You know, after all is said and done — after you’ve internalized all you can about grammar and usage, after you’ve learned how to structure essays and arrange paragraphs, after you’ve learned all the little tricks, there’s really just one secret to good writing. Just one.
(Don’t worry. I’ll tell you what it is in just a couple of paragraphs.)
Two weekends ago the charitable arm of the Writers’ Guild of America held a conference for wannabe TV writers; there were a whole slew of writers and showrunners there, representing a pretty broad range of shows. I went, and sat through four separate panels, where writers from a whole bunch of shows I love (Lost, The Shield, The X-Files) and whole bunch I, um… don’t love, but for which I hold some degree of respect (Sex and the City, Everybody Loves Raymond) said the same thing:
Write what you love.
Write what you love.
Write what you love. Seriously, they said it over and over.
Practically each one of them said it, at least once. And — not to put too fine a point on it — these are people who have managed to make what your major economists like to call a “crapload” of money, just from making up stories.
Now you’re saying, “But I love writing about something that everyone else seems to hate. Wouldn’t it be better if I just worked up a Lost fan site or something? You know, something everyone likes? Something that’s bankable?”
Well, no. I sort of thought that too, but the WGA writers on the panel — many of them bright-eyed and well-rested after having a few months of strike-inspired “vacation” — were adamant. These are people who are constantly seeing spec scripts from hopeful writers looking for jobs in TV (A spec script is essentially a sample episode of a TV show that you write as a “calling card” in the job search process). The vast, vast majority of these scripts are for whatever hot new show is hot this season. This year it’s 30 Rock and Grey’s Anatomy. The year before that it was The Office and House.
And from their point of view — and what are they but another audience — the whole affair gets very tiresome. But once in a while, they’ll come across a script for a show that’s good, but maybe not so popular. A Crossing Jordan or a ‘Til Death. Often, these scripts make it to the pile simply because someone out there loved Crossing Jordan so much that they just had to write a story with those characters. And often, because the writer has focused so strongly on something he or she loves so much, these will be some of the best specs out there.

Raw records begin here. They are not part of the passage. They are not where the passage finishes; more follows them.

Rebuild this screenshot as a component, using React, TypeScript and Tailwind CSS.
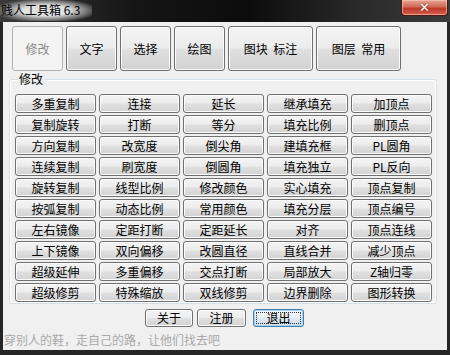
import React from "react";

const rows: string[][] = [
  ["多重复制", "连接", "延长", "继承填充", "加顶点"],
  ["复制旋转", "打断", "等分", "填充比例", "删顶点"],
  ["方向复制", "改宽度", "倒尖角", "建填充框", "PL圆角"],
  ["连续复制", "刷宽度", "倒圆角", "填充独立", "PL反向"],
  ["旋转复制", "线型比例", "修改颜色", "实心填充", "顶点复制"],
  ["按弧复制", "动态比例", "常用颜色", "填充分层", "顶点编号"],
  ["左右镜像", "定距打断", "定距延长", "对齐", "顶点连线"],
  ["上下镜像", "双向偏移", "改圆直径", "直线合并", "减少顶点"],
  ["超级延伸", "多重偏移", "交点打断", "局部放大", "Z轴归零"],
  ["超级修剪", "特殊缩放", "双线修剪", "边界删除", "图形转换"],
];

const btn =
  "flex items-center justify-center rounded-[3px] border border-[#707070] bg-[linear-gradient(#f4f4f4_0%,#ececec_48%,#e0e0e0_52%,#d2d2d2_100%)] shadow-[inset_0_0_0_1px_#fbfbfb] text-black text-[12px] leading-[14px]";

export default function App() {
  return (
    <div className="w-[450px] h-[355px] flex flex-col bg-[#262626] overflow-hidden font-['Noto_Sans_CJK_SC','Noto_Sans',sans-serif]">
      {/* Title bar */}
      <div className="h-[22px] flex items-start justify-between bg-[linear-gradient(90deg,#3a3a3a_0%,#151515_30%,#0c0c0c_55%,#2a2a2a_80%,#3b3b3b_100%)]">
        <div className="h-[21px] pl-[1px] pr-[12px] pt-[3px] text-[12px] leading-[14px] text-black bg-[radial-gradient(ellipse_at_center,rgba(235,235,235,0.95)_35%,rgba(200,200,200,0.45)_65%,rgba(0,0,0,0)_82%)]">
          贱人工具箱 6.3
        </div>
        <div className="mr-[2px] w-[47px] h-[16px] rounded-b-[4px] border border-t-0 border-[#4a1a14] bg-[linear-gradient(#e7a796_0%,#d06a55_45%,#c0392b_55%,#d0604a_100%)] shadow-[inset_0_0_0_1px_rgba(255,200,190,0.6)] flex items-center justify-center">
          <span className="text-white text-[13px] font-bold leading-[14px] font-['DejaVu_Sans',sans-serif] [text-shadow:0_0_2px_#5a1a10]">
            ✕
          </span>
        </div>
      </div>

      {/* Client area */}
      <div className="flex-1 mx-[3px] mb-[5px] bg-[#f0f0f0] flex flex-col">
        {/* Tabs */}
        <div className="mt-[4px] ml-[9px] flex gap-[3px] h-[45px]">
          <div className="w-[51px] flex items-center justify-center rounded-[3px] border border-[#adb2b5] bg-[#f4f4f4] text-[#8a8a8a] text-[12px] leading-[14px]">
            修改
          </div>
          <div className={`${btn} w-[51px]`}>文字</div>
          <div className={`${btn} w-[51px]`}>选择</div>
          <div className={`${btn} w-[51px]`}>绘图</div>
          <div className={`${btn} w-[85px]`}>图块&nbsp;&nbsp;标注</div>
          <div className={`${btn} w-[85px]`}>图层&nbsp;&nbsp;常用</div>
        </div>

        {/* Group box */}
        <div className="relative mt-[8px] ml-[6px] mr-[10px] h-[225px] rounded-[3px] border border-[#d5dfe5] shadow-[inset_0_0_0_1px_#ffffff] pl-[5px] pt-[14px]">
          <div className="absolute -top-[8px] left-[8px] px-[1px] bg-[#f0f0f0] text-[12px] leading-[14px] text-black">
            修改
          </div>
          <div className="grid grid-cols-[repeat(5,81px)] gap-x-[3px] gap-y-[2px]">
            {rows.flat().map((t, i) => (
              <div key={i} className={`${btn} h-[19px]`}>
                {t}
              </div>
            ))}
          </div>
        </div>

        {/* Bottom buttons */}
        <div className="mt-[5px] pl-[142px] flex h-[18px]">
          <div className={`${btn} w-[48px]`}>关于</div>
          <div className={`${btn} w-[49px] ml-[4px]`}>注册</div>
          <div className="ml-[7px] w-[51px] flex items-center justify-center rounded-[3px] border border-[#3c7fb1] bg-[linear-gradient(#f4f8fb_0%,#eaf1f6_48%,#dde8f0_52%,#d0dde8_100%)] shadow-[inset_0_0_0_1px_#a9d6f2] p-[2px]">
            <div className="w-full h-full flex items-center justify-center border border-dotted border-[#333] text-black text-[12px] leading-[12px]">
              退出
            </div>
          </div>
        </div>

        {/* Footer */}
        <div className="mt-[6px] pl-[1px] text-[12px] leading-[14px] text-[#a9a9a9]">
          穿别人的鞋，走自己的路，让他们找去吧
        </div>
      </div>
    </div>
  );
}
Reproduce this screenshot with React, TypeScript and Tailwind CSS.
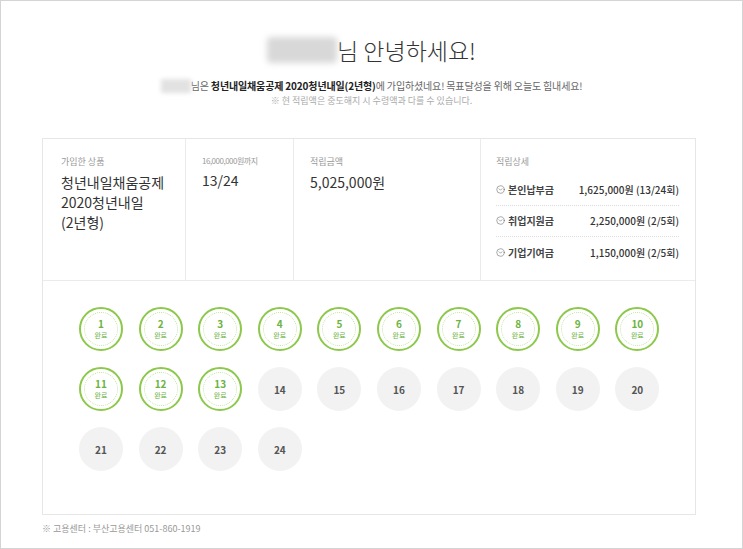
import { CircleChevronDown } from "lucide-react"

const font = { fontFamily: '"Noto Sans CJK KR", "Noto Sans", sans-serif' }

const details = [
  { label: "본인납부금", value: "1,625,000원 (13/24회)" },
  { label: "취업지원금", value: "2,250,000원 (2/5회)" },
  { label: "기업기여금", value: "1,150,000원 (2/5회)" },
]

function Done({ n }: { n: number }) {
  return (
    <div className="relative w-[44px] h-[44px] rounded-full border-2 border-[#8cc84b] bg-white flex items-center justify-center">
      <div className="absolute inset-[3px] rounded-full border border-dotted border-[#c4e3a3]" />
      <div className="relative flex flex-col items-center leading-none">
        <span className="text-[10px] font-bold text-[#6db33f]">{n}</span>
        <span className="mt-[3px] text-[7px] text-[#6db33f]">완료</span>
      </div>
    </div>
  )
}

function Todo({ n }: { n: number }) {
  return (
    <div className="w-[44px] h-[44px] rounded-full bg-[#f2f2f2] flex items-center justify-center">
      <span className="text-[10px] font-bold text-[#555]">{n}</span>
    </div>
  )
}

export default function App() {
  const rounds = Array.from({ length: 24 }, (_, i) => i + 1)

  return (
    <div style={font} className="w-[743px] h-[549px] bg-white border border-[#d4d4d4] overflow-hidden text-[#333]">
      {/* Greeting */}
      <div className="pt-[35px] flex items-center justify-center">
        <div className="w-[70px] h-[26px] bg-[#d8d8d8] blur-[3px] rounded-sm" />
        <h1 className="text-[23px] leading-[28px] font-light text-[#333]">님 안녕하세요!</h1>
      </div>
      <div className="mt-[15px] flex items-center justify-center text-[10px] leading-[14px] tracking-[-0.15px] text-[#666]">
        <div className="w-[30px] h-[14px] bg-[#e2e2e2] blur-[2px]" />
        <span>
          님은 <b className="text-[#222]">청년내일채움공제 2020청년내일(2년형)</b>에 가입하셨네요! 목표달성을 위해 오늘도 힘내세요!
        </span>
      </div>
      <p className="mt-[1px] text-center text-[9px] leading-[13px] text-[#aaa]">※ 현 적립액은 중도해지 시 수령액과 다를 수 있습니다.</p>

      {/* Card */}
      <div className="ml-[41px] mt-[31px] w-[654px] border border-[#e6e6e6]">
        <div className="flex h-[142px] border-b border-[#ebebeb]">
          <div className="w-[143px] pl-[18px] pt-[16px] border-r border-[#ebebeb]">
            <p className="text-[9px] text-[#999]">가입한 상품</p>
            <p className="mt-[3px] text-[14px] leading-[20px] text-[#333]">
              청년내일채움공제
              <br />
              2020청년내일
              <br />
              (2년형)
            </p>
          </div>
          <div className="w-[108px] pl-[16px] pt-[16px] border-r border-[#ebebeb]">
            <p className="text-[8px] tracking-[-0.5px] text-[#999]">16,000,000원까지</p>
            <p className="mt-[3px] text-[14px] leading-[20px]">13/24</p>
          </div>
          <div className="w-[187px] pl-[16px] pt-[16px] border-r border-[#ebebeb]">
            <p className="text-[9px] text-[#999]">적립금액</p>
            <p className="mt-[3px] text-[14px] leading-[20px]">5,025,000원</p>
          </div>
          <div className="flex-1 pl-[15px] pr-[16px] pt-[16px]">
            <p className="text-[9px] text-[#999]">적립상세</p>
            <div className="mt-[6px]">
              {details.map((d, i) => (
                <div
                  key={d.label}
                  className={`flex items-center justify-between h-[31px] text-[10px] ${i < 2 ? "border-b border-dotted border-[#dcdcdc]" : ""}`}
                >
                  <span className="flex items-center gap-[3px] font-bold text-[#444]">
                    <CircleChevronDown size={9} strokeWidth={1.5} className="text-[#666]" />
                    {d.label}
                  </span>
                  <span className="font-medium text-[#333]">{d.value}</span>
                </div>
              ))}
            </div>
          </div>
        </div>
        <div className="h-[233px] pl-[36px] pt-[26px]">
          <div className="grid grid-cols-[repeat(10,44px)] gap-x-[15.6px] gap-y-[16px]">
            {rounds.map((n) => (n <= 13 ? <Done key={n} n={n} /> : <Todo key={n} n={n} />))}
          </div>
        </div>
      </div>

      <p className="ml-[41px] mt-[7px] text-[9px] text-[#999]">※ 고용센터 : 부산고용센터 051-860-1919</p>
    </div>
  )
}
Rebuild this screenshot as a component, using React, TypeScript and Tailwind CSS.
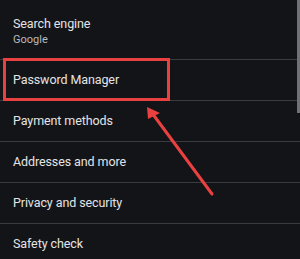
const rows = ["Password Manager", "Payment methods", "Addresses and more", "Privacy and security", "Safety check"];

export default function App() {
  return (
    <div className="relative w-[300px] h-[259px] overflow-hidden bg-[#131417] font-['Roboto',sans-serif] text-[#e4e4e6]">
      <div className="h-[59px] px-[13px] pt-[15px] flex flex-col">
        <span className="text-[12.5px] leading-[18px] tracking-[-0.1px]">Search engine</span>
        <span className="text-[11px] leading-[13px] text-[#b9babd]">Google</span>
      </div>
      {rows.map((r) => (
        <div key={r} className="h-[41px] border-t border-[#3a3b3f] px-[13px] flex items-center">
          <span className="text-[12.5px] tracking-[-0.1px]">{r}</span>
        </div>
      ))}

      {/* scrollbar */}
      <div className="absolute right-0 top-0 w-[3px] h-[113px] bg-[#707176]" />

      {/* highlight box */}
      <div className="absolute left-[3px] top-[58px] w-[167px] h-[43px] border-[3px] border-[#e8413f]" />

      {/* arrow */}
      <svg className="absolute left-0 top-0" width="300" height="259" viewBox="0 0 300 259">
        <line x1="212" y1="194" x2="152" y2="113" stroke="#e8413f" strokeWidth="3" strokeLinecap="round" />
        <polygon points="147,107 148,119 160,113" fill="#e8413f" />
      </svg>
    </div>
  );
}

So their advice was to write what you love, instead of trying to write something that has mass appeal. There are two reasons this advice works — they provided the first, and I’ll provide the second.
The first advantage to consider is simple enough: The more you’re invested in something, the better you’re likely to make it. Sure, your Founding Fathers slash-fic site may not be as immediately bankable as, say, a Hillary Clinton fashion analysis site, but your very adoration for the concept of John Hancock and Benjamin Rush making sweet forbidden fop-love on the cold cobblestones of Elfreth’s Alley is more likely to move you to invest in its success. Here, I’ll get you started:
Jefferson ran his hands through his lover’s hair. “You know,” he said, “I never can resist you when you come to my office so sweaty and musky, smelling as you do of malt and hops.”
Sam Adams couldn’t resist either, and wished Tom would live up to his taciturn reputation and stop jawing so much. “Shut up and kiss me, you agrarian fool,” he said, and they fell to the floorboards in a mess of passion and wig powder.
The second advantage is the one I came up with, so you know it’s good: Sticking primarily to writing what you love will kindle your love of writing overall — and that means you’ll excel even when you’re writing about things that might not excite you as much. I’ll give you an example.
Part of my work involves writing about things that are — apologies to my clients — somewhat boring. Things like industrial-grade refrigerators and mold remediation. And though I contend that anything becomes interesting if you research it thoroughly enough (just ask Malcolm Gladwell), writing about these topics often becomes so tedious that it’s really, really hard to give it my all. But I get paid for this sort of thing, so I can’t slack off. What’s the answer?
For me, it’s spending a portion of every day writing about things that interest and fascinate me. I just finished a short story that really excited me (I spent about seven hours on it Thursday alone). And ever since I started making sure I work on that story every day, I’ve brought more and more of myself to the writing I get paid to do. It’s sort of like a miracle, but it’s not — I just reminded myself why I love the written word so much.
So: Those ideas you’ve written down in your notebook that you’re saving for some day when you have enough time to devote to them? Make the time now. Even if it’s just a half hour a day. And it might take a week or two to get into the habit and really see results, but trust me: It’ll happen.
Now get to work! But seriously, keep the Founding Fathers thing to yourself. It’s not a good idea.